Every now and then a “trendy” cake seems to be appear at every Café, Party and Blog. The cake de jour I have come across over the last few months has to be Nigella Lawson’s Chocolate Guiness Cake. I first tried it at an office bake off and then it practically stalked me at various birthday parties, Cafes and Restaurants and I even overheard people talk about this amazing Chocolate Guiness Cake recipe once.
Now, I’m not a Guiness drinker and if you are also not keen on the Irish stout beer, don’t be put of (most people, especially guys, will probably be anything but put of about an extra dose of Guiness!). I can’t say, that I taste the Guiness as such in this recipe. It just seems to give the cake a richer and deeper taste.
However, if you really don’t want Guiness in your cake, try it with some non-alcoholic malt beer instead. I tried this in Germany (with “Malzbier”), where Guiness is not that easy to come by and it tasted almost exactly the same.
Both make the cake equally moist and dense. So much so, that it is – topped with its rich cream cheese icing – a bit much for me, unless it comes in a very thin slice and then the frosting ratio doesn’t work for me anymore…

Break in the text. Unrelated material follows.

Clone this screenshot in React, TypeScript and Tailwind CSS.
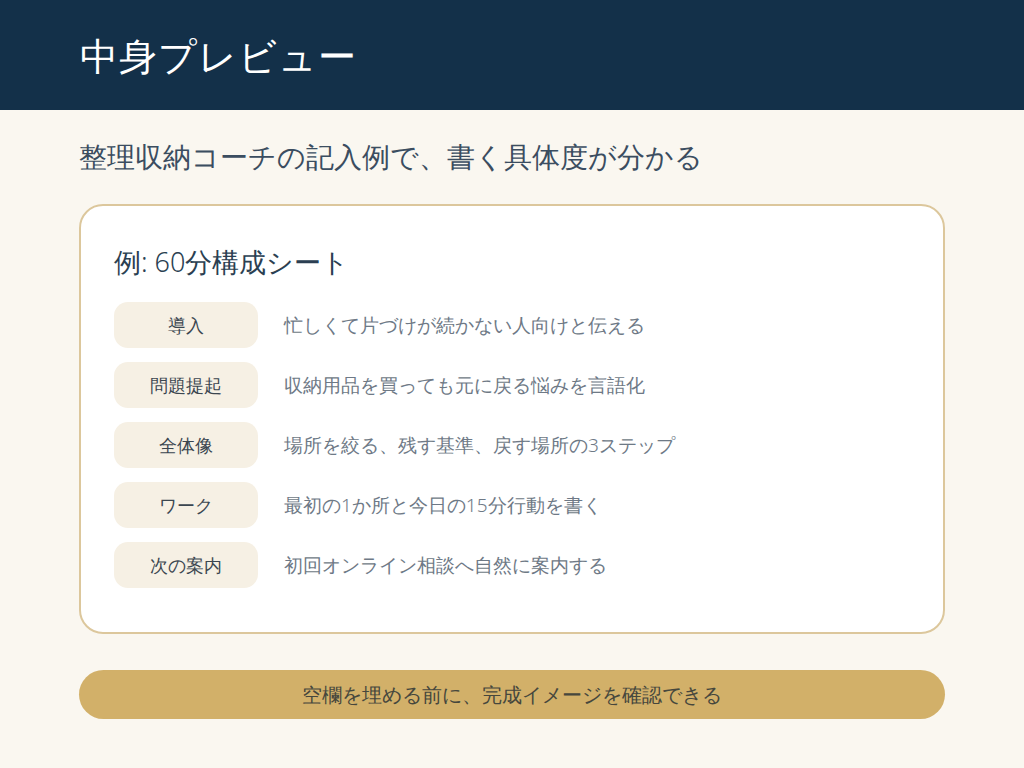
const rows = [
  ["導入", "忙しくて片づけが続かない人向けと伝える"],
  ["問題提起", "収納用品を買っても元に戻る悩みを言語化"],
  ["全体像", "場所を絞る、残す基準、戻す場所の3ステップ"],
  ["ワーク", "最初の1か所と今日の15分行動を書く"],
  ["次の案内", "初回オンライン相談へ自然に案内する"],
];

export default function App() {
  return (
    <div className="w-[1024px] h-[768px] bg-[#faf7f0] font-['Noto_Sans_CJK_JP',sans-serif] font-light overflow-hidden">
      <header className="h-[110px] bg-[#133049] flex items-center px-[80px]">
        <h1 className="text-[38px] text-white font-light tracking-wide">中身プレビュー</h1>
      </header>
      <div className="px-[79px]">
        <p className="mt-[26px] text-[28px] text-[#3b4d60] leading-[40px]">整理収納コーチの記入例で、書く具体度が分かる</p>
        <section className="mt-[28px] h-[430px] bg-white border-2 border-[#dcc79c] rounded-[24px] px-[33px] pt-[36px]">
          <h2 className="text-[27px] text-[#2b3f52] leading-[40px]">例: 60分構成シート</h2>
          <div className="mt-[20px] flex flex-col gap-[14px]">
            {rows.map(([k, v]) => (
              <div key={k} className="flex items-center gap-[26px]">
                <span className="w-[144px] h-[46px] rounded-[14px] bg-[#f6f0e4] flex items-center justify-center text-[18px] text-[#3b4650]">{k}</span>
                <span className="text-[19px] text-[#6e7986]">{v}</span>
              </div>
            ))}
          </div>
        </section>
        <div className="mt-[36px] h-[49px] rounded-full bg-[#d2b069] flex items-center justify-center text-[20px] text-[#46473d]">
          空欄を埋める前に、完成イメージを確認できる
        </div>
      </div>
    </div>
  );
}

I therefore decided that Chocolate Guiness Cupcakes would be the way forward – small but with a good spread of icing!
So here they are, based on Nigella’s recipe:
http://www.nigella.com/recipes/view/chocolate-guinness-cake-3086
I made both, mini versions – which I really, really liked – and the normal, fairy sized cupcakes and from this recipe I got tray of 20 normal sized ones, which I didn’t fill that full so that I had enough left for a tray of 12 mini ones as well.
So I’d say, the recipe is for about 24 normal cupcakes – and if you only want mini ones, you will probably get double that, if not more!
For the Cake you need:
- 250ml Guinness
- 250g unsalted butter, cut in slices
- 75g cocoa
- 400g caster sugar
- 142ml pot sour cream (or half fat crème fraiche)
- 2 eggs
- 1 Tbsp real vanilla extract
- 275g plain flour
- 2 ½ tsp bicarbonate of soda
And for the icing you need:
- 300g cream cheese
- 150g icing sugar
- 125ml double cream (or whipping cream)
Preheat the oven to gas mark 4/180 degrees and line your muffin tray with cupcake cases.
Pour the Guiness in a large saucepan, add the butter and heat until the butter’s melted. Then whisk in the cocoa and sugar, with a whisk or wooden spoon.
In another bowl/jug beat the sour cream/crème fraiche with the eggs and vanilla extract, then pour into the brown butter-beer fluid in the pan.
Mix the bicarbonate of soda with the flour and add this in as the last ingredient, again mixing it in with your whisk or wooden spoon.
The batter is pourable so you can use a small ladle or jug, to fill your cupcake cases. For the mini cupcakes a piping bag with a big nozzle or a squeezy bottle works best. You can fill the cases almost to the top, if you like, as the black colour of the risen cakes looks quite nice over the cases.
Bake the mini ones in the oven for circa 10-12 minutes and the bigger ones for about 24 minutes. Do the toothpick test for both sizes to make sure they are baked through: they are ready, if the toothpick comes out clean. Let the cakes cool down in the tray for about 10 minutes then transfer them onto a wire rack.
For the icing, lightly whip the cream cheese with an electric whisk until smooth, then add the icing sugar and carefully (or your kitchen will be covered in icing sugar) and slowly (or you’ll have lumps) whisk it in. Add the cream and beat again with the electric whisk until it makes spreadable consistency.
Ice the completely cooled cakes and if you don’t eat them all at ones, keep them in the fridge. They cakes still taste good up to 2 days later!
I can confirm that these are scrumptious. Recipes go viral when they work!
A passing note about malt drinks. I was in Reykjavik last weekend. At a restaurant, I was avoiding drinking the very pricey wine and asked what the local soft drinks were. I ended up sampling the Icelandic ‘Christmas soda’, which was a Fanta-like orange fizz topped up with a non-alcoholic malt drink. It was surprisingly delicious.